How it worked under the hood

After loading and warming models with test requests in the parent process, calling gc.freeze() moved all objects out of Python's garbage collector's tracked set. The forked workers then shared the parent's heap via copy-on-write -- since gc.freeze() prevents the GC from touching those objects, they stay shared instead of being duplicated per worker. O(N) loads, O(N) memory instead of O(NM).

Measuring the pain (and the progress)

You can't improve what you can't see. I built a build metrics dashboard -- initially bash scripts curling the Airflow and Jenkins APIs, piped into matplotlib. Eventually a Databricks notebook generating a weekly dashboard. It tracked best, p50, and p95 build times per day with moving averages. Build success rate was tracked day-by-day with a moving minimum -- if 10% of builds failed one day due to infra issues, the moving minimum stayed at 90% for the next week. To inflict more visual pain.

One other fix worth mentioning: the streaming merge step. The original model merge downloaded all city model tarballs, extracted them, re-archived, compressed, and uploaded -- O(N) disk, staged discretely. I replaced it with a streaming tar+gz implementation: O(1) disk, pipelined instead of staged. Faster and cheaper.

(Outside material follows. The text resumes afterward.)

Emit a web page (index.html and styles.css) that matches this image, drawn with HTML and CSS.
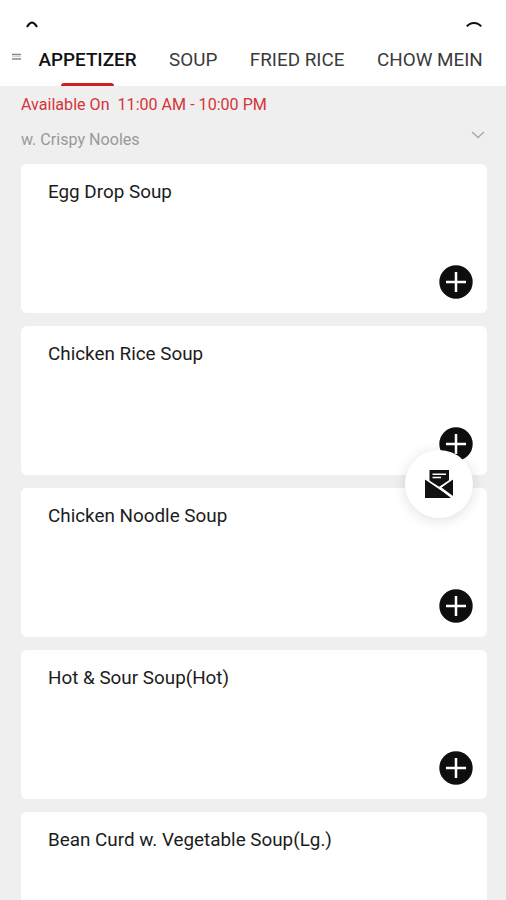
FILE: index.html
```html
<!DOCTYPE html>
<html lang="en">
<head>
<meta charset="utf-8">
<title>Menu</title>
<link rel="stylesheet" href="styles.css">
</head>
<body>
<div class="app">
  <header class="header">
    <div class="topbar">
      <svg class="icon-back" viewBox="0 0 12 7"><path d="M1 6C2.500 3.500 3.500 1.600 6 1.600S9.500 3.500 11 6"/></svg>
      <svg class="icon-search" viewBox="0 0 16 7"><path d="M.8 5.400C4.500.8 11.500.8 15.200 5.400"/></svg>
    </div>
    <nav class="tabs">
      <svg class="icon-list" viewBox="0 0 9 8"><path d="M0 1.500H9M0 6H9"/><path class="faint" d="M0 3.700H9"/></svg>
      <a class="tab tab-active">APPETIZER</a>
      <a class="tab">SOUP</a>
      <a class="tab">FRIED RICE</a>
      <a class="tab">CHOW MEIN</a>
    </nav>
  </header>
  <p class="hours">Available On&nbsp; 11:00 AM - 10:00 PM</p>
  <div class="note"><span>w. Crispy Nooles</span>
    <svg class="icon-chevron" viewBox="0 0 14 8"><path d="M1 1L7 6.500L13 1"/></svg>
  </div>
  <main class="items">
    <article class="card"><h2 class="name">Egg Drop Soup</h2><svg class="add" viewBox="0 0 34 34"><circle cx="17" cy="17" r="16.700"/><path d="M17 7V27M7 17H27"/></svg></article>
    <article class="card"><h2 class="name">Chicken Rice Soup</h2><svg class="add" viewBox="0 0 34 34"><circle cx="17" cy="17" r="16.700"/><path d="M17 7V27M7 17H27"/></svg></article>
    <article class="card"><h2 class="name">Chicken Noodle Soup</h2><svg class="add" viewBox="0 0 34 34"><circle cx="17" cy="17" r="16.700"/><path d="M17 7V27M7 17H27"/></svg></article>
    <article class="card"><h2 class="name">Hot &amp; Sour Soup(Hot)</h2><svg class="add" viewBox="0 0 34 34"><circle cx="17" cy="17" r="16.700"/><path d="M17 7V27M7 17H27"/></svg></article>
    <article class="card"><h2 class="name">Bean Curd w. Vegetable Soup(Lg.)</h2><svg class="add" viewBox="0 0 34 34"><circle cx="17" cy="17" r="16.700"/><path d="M17 7V27M7 17H27"/></svg></article>
  </main>
  <button class="fab" aria-label="Order">
    <svg class="icon-mail" viewBox="0 0 28 28"><path class="solid" d="M4.500 0H24V11.500L14.500 17L4.500 11.500Z"/><path class="solid" d="M0 9L14 18L26 28H0ZM28 9V26L16.500 17.500Z"/><path class="line" d="M7.500 4.200H21M7.500 7.500H16M0 8.500L14 18L28 28M28 8.500L14 18"/></svg>
  </button>
</div>
</body>
</html>
```
FILE: styles.css
```css
* { box-sizing: border-box; }
body { margin: 0; font-family: Roboto, sans-serif; background: #efefef; }
.app { position: relative; height: 900px; overflow: hidden; }
.header { height: 86px; background: #fff; }
.topbar { height: 36px; padding: 21px 24px 0 26px; display: flex; justify-content: space-between; }
svg { display: block; flex: none; }
.topbar path { fill: none; stroke: #111; stroke-width: 2; }
.icon-back { width: 12px; height: 7px; }
.icon-search { width: 16px; height: 7px; }
.tabs { height: 50px; padding-left: 12px; display: flex; white-space: nowrap; }
.icon-list { width: 9px; height: 8px; margin: 17px 17.500px 0 0; }
.icon-list path { stroke: #888; stroke-width: 1.600; }
.icon-list .faint { stroke: #ccc; stroke-width: 1; }
.tab { position: relative; margin-right: 32.500px; font-size: 18.850px; line-height: 49px; color: #3a3a3a; }
.tab-active { color: #111; font-weight: 500; }
.tab-active::after { content: ""; position: absolute; left: 22px; bottom: 0; width: 53px; height: 3px; border-radius: 3px 3px 0 0; background: #d11c20; }
.hours { margin: 0; padding: 9px 21px 0; height: 36px; font-size: 16.100px; line-height: 20px; color: #d5343b; }
.note { height: 42px; padding: 8px 21px 0; display: flex; justify-content: space-between; font-size: 16.100px; line-height: 20px; color: #999; }
.icon-chevron { width: 14px; height: 8px; margin-top: 1px; }
.icon-chevron path { fill: none; stroke: #aaa; stroke-width: 1.600; }
.items { padding: 0 19px 0 21px; display: grid; gap: 13px; }
.card { height: 149px; padding: 16px 14px 14px 27px; border-radius: 6px; background: #fff; display: flex; flex-direction: column; justify-content: space-between; }
.name { margin: 0; font-size: 18.850px; line-height: 24px; font-weight: 400; color: #1c1c1c; white-space: nowrap; }
.add { width: 34px; height: 34px; align-self: flex-end; }
.add circle { fill: #0e0e0e; }
.add path { stroke: #fff; stroke-width: 2.500; }
.fab { position: absolute; left: 405px; top: 450px; width: 68px; height: 68px; padding: 0; border: 0; border-radius: 50%; background: #fff; box-shadow: 0 2px 14px rgba(0,0,0,.13); display: grid; place-items: center; }
.icon-mail { width: 28px; height: 28px; }
.icon-mail .solid { fill: #111; }
.icon-mail .line { fill: none; stroke: #fff; stroke-width: 1.600; }
```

And the LD_PRELOAD hack. Docker containers on Mac had TCP timeout issues -- macOS would silently kill long-running builds by closing idle TCP connections. I intercepted the system calls to force keepalives on all TCP sockets. Not elegant, but it eliminated months of intermittent build flakes.

The details

I wrote an LD_PRELOAD shim that hooked glibc's socket() to inject setsockopt keepalives on every TCP socket at creation time. This prevented macOS from timing out Docker's connections during long builds.

Most of it is standard Docker best practice. Some of it is knowing how the OS and language runtime actually work.